Confronting My Unhealthy Relationship With Food
When Food Was Comfort, Control, and Escape
For a long time, food wasn’t nourishment. It was emotional management.
I ate when I was overwhelmed.
I restricted when I felt powerless.
I lost appetite when grief was loud.
Food became how I coped—not how I cared for myself.
How Trauma Changed the Way I Ate
Years of stress, infertility treatments, surgeries, and loss disrupted my natural signals. Hunger didn’t mean hunger anymore. It meant anxiety. It meant exhaustion. It meant emotional overload.
I wasn’t eating to fuel my body.
I was eating to survive my feelings.
The Moment I Stopped Lying to Myself
One of the hardest admissions I made was simple:
My relationship with food is not healthy.
Not because I lacked discipline—but because I lacked awareness.
I was disconnected from my body.
And disconnection always shows up somewhere.
Meeting Support Instead of Blame
Working with a dietitian changed everything—not because she gave me rules, but because she helped me understand my patterns.
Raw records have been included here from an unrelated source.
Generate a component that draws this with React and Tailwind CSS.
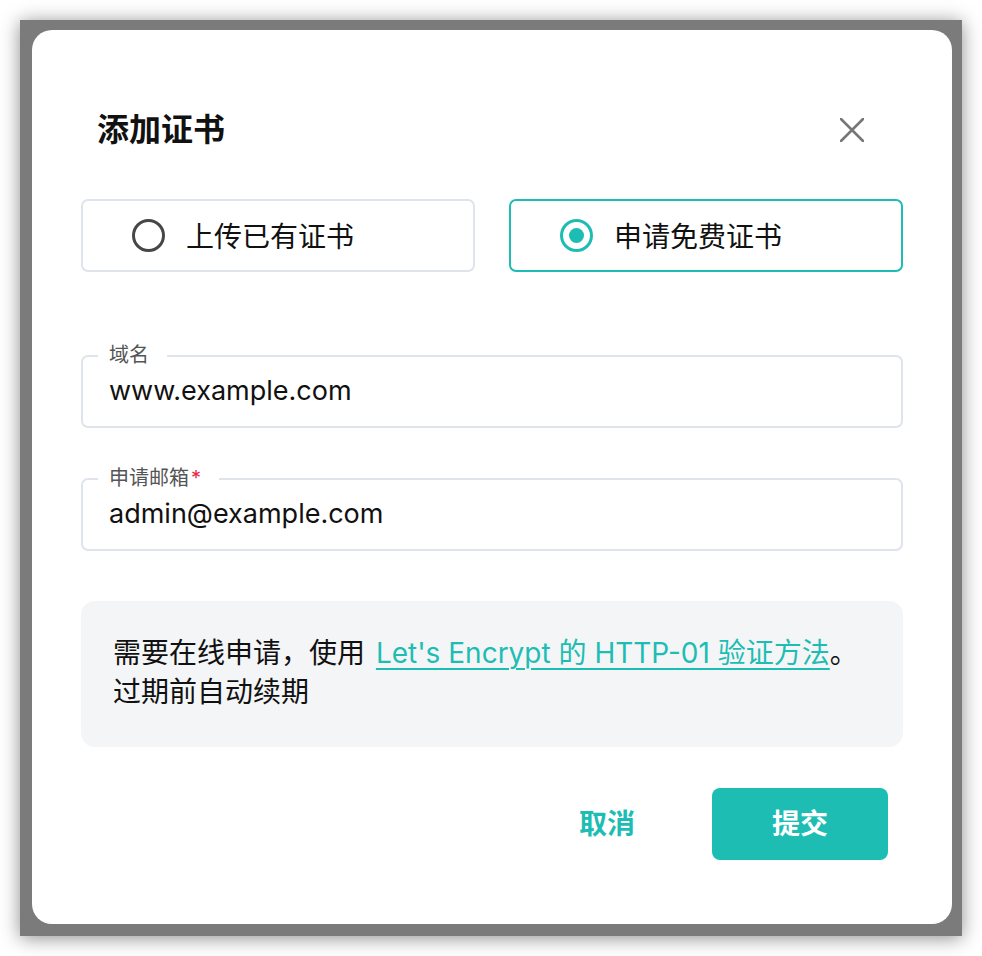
import { useState } from "react";

const font = { fontFamily: '"Inter", "Noto Sans CJK SC", sans-serif' };

function Radio({ checked }) {
  return (
    <span
      className={
        "flex items-center justify-center w-[33px] h-[33px] rounded-full border-[3px] " +
        (checked ? "border-[#1dbdb4]" : "border-[#474747]")
      }
    >
      {checked && <span className="w-[15px] h-[15px] rounded-full bg-[#1dbdb4]" />}
    </span>
  );
}

function Field({ label, required, value }) {
  return (
    <div className="relative h-[73px] rounded-[7px] border-2 border-[#dfe3eb] flex items-center px-[26px]">
      <span className="absolute left-[15px] top-[-15px] bg-white pl-[11px] pr-[18px] text-[20px] leading-[26px] text-[#555]">
        {label}
        {required && <span className="text-[#e8264a] ml-[2px]">*</span>}
      </span>
      <span className="text-[27px] text-[#111]">{value}</span>
    </div>
  );
}

export default function App() {
  const [mode, setMode] = useState("free");

  return (
    <div className="min-h-screen bg-white p-[20px]" style={font}>
      <div className="w-[942px] h-[916px] bg-[#7b7b7b] shadow-[0_2px_18px_rgba(0,0,0,0.45)] pt-[10px] pl-[12px]">
        <div className="w-[920px] h-[894px] bg-white rounded-[20px] pt-[78px] px-[49px] pb-[65px]">
          <div className="flex items-center justify-between h-[44px]">
            <h2 className="pl-[16px] text-[32px] font-bold text-[#111]">添加证书</h2>
            <button className="w-[44px] h-[44px] mr-[29px] flex items-center justify-center">
              <svg width="24" height="24" viewBox="0 0 24 24">
                <path d="M1 1L23 23M23 1L1 23" stroke="#777" strokeWidth="2.6" strokeLinecap="round" />
              </svg>
            </button>
          </div>

          <div className="grid grid-cols-2 gap-[34px] mt-[47px]">
            <button
              onClick={() => setMode("upload")}
              className={
                "h-[73px] rounded-[7px] border-2 flex items-center pl-[49px] gap-[21px] " +
                (mode === "upload" ? "border-[#1dbdb4]" : "border-[#dfe3eb]")
              }
            >
              <Radio checked={mode === "upload"} />
              <span className="text-[28px] leading-[36px] pt-[3px] text-[#111]">上传已有证书</span>
            </button>
            <button
              onClick={() => setMode("free")}
              className={
                "h-[73px] rounded-[7px] border-2 flex items-center pl-[49px] gap-[21px] " +
                (mode === "free" ? "border-[#1dbdb4]" : "border-[#dfe3eb]")
              }
            >
              <Radio checked={mode === "free"} />
              <span className="text-[28px] leading-[36px] pt-[3px] text-[#111]">申请免费证书</span>
            </button>
          </div>

          <div className="mt-[83px]">
            <Field label="域名" value="www.example.com" />
          </div>
          <div className="mt-[50px]">
            <Field label="申请邮箱" required value="admin@example.com" />
          </div>

          <div className="mt-[50px] h-[146px] rounded-[14px] bg-[#f4f5f7] px-[32px] pt-[33px] text-[28px] leading-[39px] text-[#111]">
            需要在线申请，使用{" "}
            <a href="#" className="ml-[3px] text-[#1dbdb4] underline underline-offset-[5px] decoration-[2px]">
              Let's Encrypt 的 HTTP-01 验证方法
            </a>
            。
            <br />
            过期前自动续期
          </div>

          <div className="mt-[41px] flex justify-end items-center pr-[15px]">
            <button className="w-[120px] h-[72px] text-[28px] font-bold text-[#1dbdb4]">取消</button>
            <button className="ml-[45px] w-[176px] h-[72px] rounded-[8px] bg-[#1dbdb4] text-[28px] font-bold text-white">
              提交
            </button>
          </div>
        </div>
      </div>
    </div>
  );
}
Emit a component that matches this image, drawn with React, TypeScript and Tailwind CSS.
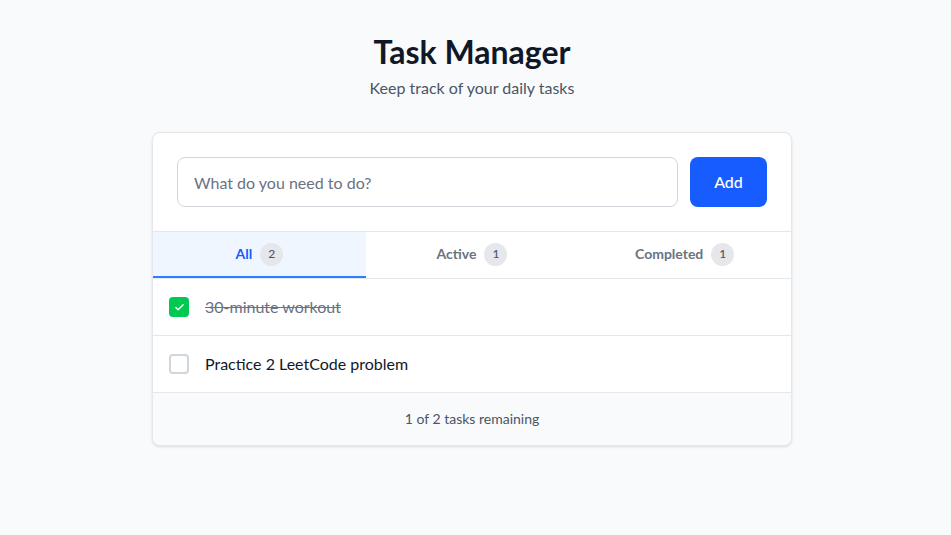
import { Check } from 'lucide-react'

const tasks = [
  { id: 1, title: '30-minute workout', done: true },
  { id: 2, title: 'Practice 2 LeetCode problem', done: false },
]

const tabs = [
  { label: 'All', count: 2, active: true },
  { label: 'Active', count: 1, active: false },
  { label: 'Completed', count: 1, active: false },
]

export default function App() {
  return (
    <div className="min-h-screen bg-gray-50 pt-[34px] pr-[7px] font-['Lato',sans-serif]">
      <div className="mx-auto w-[640px]">
        <div className="text-center">
          <h1 className="text-[32px] font-bold leading-9 text-gray-900">Task Manager</h1>
          <p className="mt-[6px] text-[16px] leading-6 text-gray-600">Keep track of your daily tasks</p>
        </div>

        <div className="mt-8 overflow-hidden rounded-lg border border-gray-200 bg-white shadow-sm">
          <div className="flex gap-3 border-b border-gray-200 p-6">
            <input
              className="h-[50px] flex-1 rounded-lg border border-gray-300 px-4 text-[16px] text-gray-900 placeholder:text-gray-500 outline-none"
              placeholder="What do you need to do?"
            />
            <button className="h-[50px] w-[77px] rounded-lg bg-[#175cff] text-[16px] font-medium text-white">
              Add
            </button>
          </div>

          <div className="grid grid-cols-3 border-b border-gray-200">
            {tabs.map((tab) => (
              <button
                key={tab.label}
                className={
                  tab.active
                    ? 'flex h-[46px] items-center justify-center gap-2 border-b-2 border-blue-500 bg-blue-50 text-sm font-bold text-blue-600'
                    : 'flex h-[46px] items-center justify-center gap-2 border-b-2 border-transparent text-sm font-bold text-gray-500'
                }
              >
                {tab.label}
                <span className="flex h-[23px] w-[23px] items-center justify-center rounded-full bg-gray-200 text-xs font-medium text-gray-600">
                  {tab.count}
                </span>
              </button>
            ))}
          </div>

          {tasks.map((task) => (
            <div key={task.id} className="flex h-[57px] items-center gap-4 border-b border-gray-200 px-4">
              {task.done ? (
                <span className="flex h-5 w-5 items-center justify-center rounded bg-green-500">
                  <Check size={11} strokeWidth={3} className="text-white" />
                </span>
              ) : (
                <span className="h-5 w-5 rounded border-2 border-gray-300" />
              )}
              <span className={task.done ? 'text-[16px] text-gray-500 line-through' : 'text-[16px] text-gray-900'}>
                {task.title}
              </span>
            </div>
          ))}

          <div className="bg-gray-50 py-4 text-center text-sm text-gray-600">1 of 2 tasks remaining</div>
        </div>
      </div>
    </div>
  )
}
We didn’t start with calories.
We started with questions.
Why do you eat when you do?
What are you actually needing?
What are you avoiding?
That reframed everything.
Learning to Eat With Intention
I began to see food as information instead of comfort.
What gives me energy?
What inflames me?
What supports my healing?
Instead of control, I practiced curiosity.
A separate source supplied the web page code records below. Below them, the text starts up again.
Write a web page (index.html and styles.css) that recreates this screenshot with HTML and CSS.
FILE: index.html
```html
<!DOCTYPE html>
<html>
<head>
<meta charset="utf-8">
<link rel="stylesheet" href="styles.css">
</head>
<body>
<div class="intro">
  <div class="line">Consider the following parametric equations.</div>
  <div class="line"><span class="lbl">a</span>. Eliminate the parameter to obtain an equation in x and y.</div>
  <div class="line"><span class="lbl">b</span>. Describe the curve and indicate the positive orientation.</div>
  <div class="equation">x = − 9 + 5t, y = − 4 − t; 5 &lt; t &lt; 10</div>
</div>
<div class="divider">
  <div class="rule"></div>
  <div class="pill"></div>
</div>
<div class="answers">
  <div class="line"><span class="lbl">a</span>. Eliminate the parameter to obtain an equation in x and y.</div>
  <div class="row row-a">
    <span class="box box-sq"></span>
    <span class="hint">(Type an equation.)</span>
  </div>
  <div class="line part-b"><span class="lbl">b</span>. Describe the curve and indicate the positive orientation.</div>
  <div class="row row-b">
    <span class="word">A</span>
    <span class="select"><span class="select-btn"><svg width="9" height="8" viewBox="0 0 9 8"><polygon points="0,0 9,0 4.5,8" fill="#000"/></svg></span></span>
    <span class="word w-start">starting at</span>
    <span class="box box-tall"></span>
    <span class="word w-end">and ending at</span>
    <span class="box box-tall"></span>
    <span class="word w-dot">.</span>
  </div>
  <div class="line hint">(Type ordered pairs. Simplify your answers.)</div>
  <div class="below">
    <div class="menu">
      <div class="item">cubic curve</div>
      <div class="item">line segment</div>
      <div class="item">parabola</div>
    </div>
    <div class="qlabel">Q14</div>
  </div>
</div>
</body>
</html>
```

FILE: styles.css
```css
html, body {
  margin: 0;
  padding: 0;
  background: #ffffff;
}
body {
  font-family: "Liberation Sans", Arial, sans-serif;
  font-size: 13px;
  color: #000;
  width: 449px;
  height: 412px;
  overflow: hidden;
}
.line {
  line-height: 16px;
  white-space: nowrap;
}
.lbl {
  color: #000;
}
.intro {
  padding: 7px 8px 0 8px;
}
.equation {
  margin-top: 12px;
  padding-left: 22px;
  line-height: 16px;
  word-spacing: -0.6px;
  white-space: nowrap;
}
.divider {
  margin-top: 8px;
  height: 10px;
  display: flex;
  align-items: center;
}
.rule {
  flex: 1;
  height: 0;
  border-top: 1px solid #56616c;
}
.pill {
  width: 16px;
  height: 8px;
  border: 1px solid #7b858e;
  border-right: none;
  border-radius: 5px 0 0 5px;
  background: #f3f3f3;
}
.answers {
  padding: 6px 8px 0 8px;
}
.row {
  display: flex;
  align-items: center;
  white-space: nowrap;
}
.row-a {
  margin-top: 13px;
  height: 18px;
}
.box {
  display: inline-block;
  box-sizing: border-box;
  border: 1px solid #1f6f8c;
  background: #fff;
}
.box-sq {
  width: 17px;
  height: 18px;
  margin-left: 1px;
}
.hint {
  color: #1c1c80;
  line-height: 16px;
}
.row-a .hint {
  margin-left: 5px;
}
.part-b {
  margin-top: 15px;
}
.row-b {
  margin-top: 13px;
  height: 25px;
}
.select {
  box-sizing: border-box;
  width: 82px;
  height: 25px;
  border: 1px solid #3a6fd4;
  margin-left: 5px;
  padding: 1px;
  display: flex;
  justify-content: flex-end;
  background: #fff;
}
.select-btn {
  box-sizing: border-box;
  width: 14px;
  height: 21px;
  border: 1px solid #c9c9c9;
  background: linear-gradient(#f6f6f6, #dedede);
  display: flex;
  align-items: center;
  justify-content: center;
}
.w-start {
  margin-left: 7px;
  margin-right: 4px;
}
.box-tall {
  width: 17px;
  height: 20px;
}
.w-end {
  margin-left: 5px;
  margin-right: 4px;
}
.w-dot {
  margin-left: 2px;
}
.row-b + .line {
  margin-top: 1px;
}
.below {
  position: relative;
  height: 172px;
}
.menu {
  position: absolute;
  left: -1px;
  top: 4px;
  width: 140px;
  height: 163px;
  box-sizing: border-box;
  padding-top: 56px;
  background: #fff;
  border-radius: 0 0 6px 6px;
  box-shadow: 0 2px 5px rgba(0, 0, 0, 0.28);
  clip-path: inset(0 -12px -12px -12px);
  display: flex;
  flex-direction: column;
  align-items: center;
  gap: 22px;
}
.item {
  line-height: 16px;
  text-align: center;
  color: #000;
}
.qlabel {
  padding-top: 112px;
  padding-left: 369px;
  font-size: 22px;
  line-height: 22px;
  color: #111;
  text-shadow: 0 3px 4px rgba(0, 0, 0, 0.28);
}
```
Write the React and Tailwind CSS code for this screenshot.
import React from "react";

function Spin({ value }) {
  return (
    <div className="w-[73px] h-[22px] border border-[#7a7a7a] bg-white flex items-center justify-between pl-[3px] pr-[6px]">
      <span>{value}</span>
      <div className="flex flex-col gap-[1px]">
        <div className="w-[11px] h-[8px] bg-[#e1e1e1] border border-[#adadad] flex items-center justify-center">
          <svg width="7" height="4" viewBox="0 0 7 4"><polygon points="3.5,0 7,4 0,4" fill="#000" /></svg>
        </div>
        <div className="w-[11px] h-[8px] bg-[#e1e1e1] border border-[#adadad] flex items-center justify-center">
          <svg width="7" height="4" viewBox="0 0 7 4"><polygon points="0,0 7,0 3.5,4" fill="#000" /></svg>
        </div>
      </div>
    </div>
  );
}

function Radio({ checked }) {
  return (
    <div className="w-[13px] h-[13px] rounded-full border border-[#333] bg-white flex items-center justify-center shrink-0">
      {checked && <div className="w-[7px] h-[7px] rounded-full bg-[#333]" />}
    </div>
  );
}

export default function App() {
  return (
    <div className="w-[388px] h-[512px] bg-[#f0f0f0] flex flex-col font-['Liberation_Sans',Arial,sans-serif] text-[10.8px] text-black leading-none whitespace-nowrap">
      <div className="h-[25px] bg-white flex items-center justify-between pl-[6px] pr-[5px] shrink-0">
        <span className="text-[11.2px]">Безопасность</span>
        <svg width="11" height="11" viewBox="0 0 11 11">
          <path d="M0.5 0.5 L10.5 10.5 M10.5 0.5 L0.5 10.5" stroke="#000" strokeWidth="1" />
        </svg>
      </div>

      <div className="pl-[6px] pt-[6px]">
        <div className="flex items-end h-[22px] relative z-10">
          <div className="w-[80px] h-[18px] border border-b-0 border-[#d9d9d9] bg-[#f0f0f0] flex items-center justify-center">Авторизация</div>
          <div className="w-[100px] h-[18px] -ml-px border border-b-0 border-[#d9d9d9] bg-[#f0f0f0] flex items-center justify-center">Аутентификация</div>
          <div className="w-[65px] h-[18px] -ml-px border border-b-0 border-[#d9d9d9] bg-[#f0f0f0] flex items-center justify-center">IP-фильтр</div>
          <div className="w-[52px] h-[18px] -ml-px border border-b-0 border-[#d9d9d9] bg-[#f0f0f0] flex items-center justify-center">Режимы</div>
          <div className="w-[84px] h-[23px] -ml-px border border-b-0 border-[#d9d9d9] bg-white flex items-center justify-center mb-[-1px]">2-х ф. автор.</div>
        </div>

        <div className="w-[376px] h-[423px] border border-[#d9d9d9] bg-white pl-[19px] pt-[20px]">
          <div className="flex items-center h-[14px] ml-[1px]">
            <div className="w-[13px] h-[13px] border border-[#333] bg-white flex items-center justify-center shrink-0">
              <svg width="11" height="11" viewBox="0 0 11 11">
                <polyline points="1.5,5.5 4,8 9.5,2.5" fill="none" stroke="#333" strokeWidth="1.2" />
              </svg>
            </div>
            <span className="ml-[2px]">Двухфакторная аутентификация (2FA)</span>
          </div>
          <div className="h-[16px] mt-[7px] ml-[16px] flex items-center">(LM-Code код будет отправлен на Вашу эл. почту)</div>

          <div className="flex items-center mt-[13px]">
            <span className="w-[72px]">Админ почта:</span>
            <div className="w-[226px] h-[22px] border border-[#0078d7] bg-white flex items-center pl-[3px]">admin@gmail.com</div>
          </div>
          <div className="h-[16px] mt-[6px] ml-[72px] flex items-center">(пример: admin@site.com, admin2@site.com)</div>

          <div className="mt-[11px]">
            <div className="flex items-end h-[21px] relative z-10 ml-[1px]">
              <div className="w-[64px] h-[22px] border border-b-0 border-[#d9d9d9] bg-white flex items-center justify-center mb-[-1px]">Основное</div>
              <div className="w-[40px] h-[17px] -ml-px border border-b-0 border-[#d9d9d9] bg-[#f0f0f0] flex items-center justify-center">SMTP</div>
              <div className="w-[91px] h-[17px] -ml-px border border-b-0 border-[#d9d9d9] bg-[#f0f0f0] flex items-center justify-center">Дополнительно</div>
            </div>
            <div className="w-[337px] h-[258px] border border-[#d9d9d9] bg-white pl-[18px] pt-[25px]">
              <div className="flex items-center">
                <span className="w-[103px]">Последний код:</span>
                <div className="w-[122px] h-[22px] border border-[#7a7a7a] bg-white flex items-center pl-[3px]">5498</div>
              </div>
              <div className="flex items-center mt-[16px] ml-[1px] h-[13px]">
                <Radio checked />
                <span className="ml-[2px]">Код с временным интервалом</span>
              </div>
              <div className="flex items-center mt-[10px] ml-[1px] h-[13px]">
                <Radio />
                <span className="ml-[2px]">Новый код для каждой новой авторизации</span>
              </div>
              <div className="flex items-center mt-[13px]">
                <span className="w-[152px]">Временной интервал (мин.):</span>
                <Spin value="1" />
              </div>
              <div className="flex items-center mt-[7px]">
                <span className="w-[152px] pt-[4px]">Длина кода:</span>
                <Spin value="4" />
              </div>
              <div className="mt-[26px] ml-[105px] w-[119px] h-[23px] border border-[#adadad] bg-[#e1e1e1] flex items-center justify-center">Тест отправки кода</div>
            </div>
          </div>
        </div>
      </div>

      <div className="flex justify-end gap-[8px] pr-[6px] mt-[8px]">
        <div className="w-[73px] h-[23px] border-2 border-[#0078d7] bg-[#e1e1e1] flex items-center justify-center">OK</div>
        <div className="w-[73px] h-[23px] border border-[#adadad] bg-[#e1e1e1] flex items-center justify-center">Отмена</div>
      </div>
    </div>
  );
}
Instead of punishment, I practiced consistency.
Rebuilding Trust With My Body
At first, listening to my body felt foreign.
I didn’t trust hunger.
I didn’t trust fullness.
I didn’t trust myself.
But with time, structure, and patience, that trust began to return.
Detoxing More Than Just My Diet
The detox I committed to wasn’t just physical.
It was mental.
I detoxed from guilt.
From all-or-nothing thinking.
From labeling food as “good” or “bad.”
Healing my relationship with food meant healing my relationship with myself.
Food as a Tool for Strength
As my nutrition improved, my energy changed.
My sleep changed.
My mood changed.
Food stopped being something that happened to me.
It became something I used to build myself.
Why This Step Was Foundational
Fitness came later.
Confidence came later.
Transformation came later.
But confronting food came first.
Because nothing changes sustainably until the relationship changes.
What I Know Now
My body was never the enemy.
It was always asking for support.
Learning to nourish it was the first real act of self-respect I gave myself.